Judge President of the Cape Provincial Division
- In office 1935–1946
- Preceded by: Fritz Gardiner
- Succeeded by: Percy Twentyman-Jones

Judge of the Cape Provincial Division of the Supreme Court
- In office 1920–1935

Personal details
- Born: Hendrik Stephanus van Zyl 27 January 1876 Clanwilliam, Cape Colony
- Died: 26 October 1955 (aged 79) Cape Town, Union of South Africa
- Alma mater: St John's College, Cambridge

= Hendrik Stephanus van Zyl =

South African judge

 Hendrik Stephanus van Zyl KC (27 January 1876 – 26 October 1955) was a South African judge and politician.

== Early life ==
Van Zyl was born on the farm Hexrivier in the Clanwilliam district, the son and youngest child of Paulus Hendrik Stephanus van Zyl and his second wife Maria Christina Visser, for whom it was also a second marriage. He first started school at the age of nine and made rapid progress. In June 1892 he enrolled at Victoria College, Stellenbosch and two years later he obtained seventh place in the first class in the Matriculation examination. He then earned a B.A. degree from the University of the Cape of Good Hope. To further his studies, he went to England in 1898 and entered St John's College, Cambridge, where he became involved in political debate and in 1901 was elected the president of the Cambridge Union.

==Career==
Van Zyl obtained his LLB degree 1902, after which he returned to South Africa where he passed the final law examination at the University of the Cape of Good Hope. He was admitted to the Cape Bar in February 1903. He then went into politics and in 1905 was elected as a member of the House of Assembly for Paarl; in 1908 he became the member for Namaqualand.
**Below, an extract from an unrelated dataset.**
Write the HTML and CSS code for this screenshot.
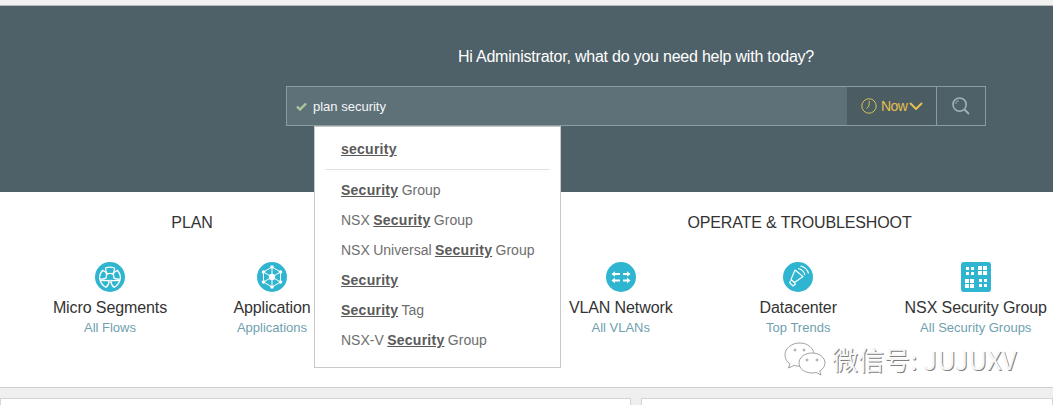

After South Africa became a Union in 1910, Van Zyl began spending more time on his advocacy practice and in 1919 he took silk. The following year he was appointed a puisne judge at the Cape Provincial Division. After fifteen years on the Cape Bench, he was appointed the Judge President in 1935 and held the post for eleven years until he reached the compulsory retirement age of seventy in 1946.

==Personal life==
Van Zyl was involved in various other cultural and community organisations and was the chairman of the Historical Monuments Commission from 1942 to 1954, the South African Public Library and from 1933 to 1950 he served as vice-chancellor of the University of Stellenbosch.

Van Zyl married Dorothy Constantia Sauer on 7 September 1907 and four children were born of the marriage. Their eldest son, Jacobus Wilhelmus (Helm) van Zyl, also became a judge of the Cape Provincial Division and later the Judge President.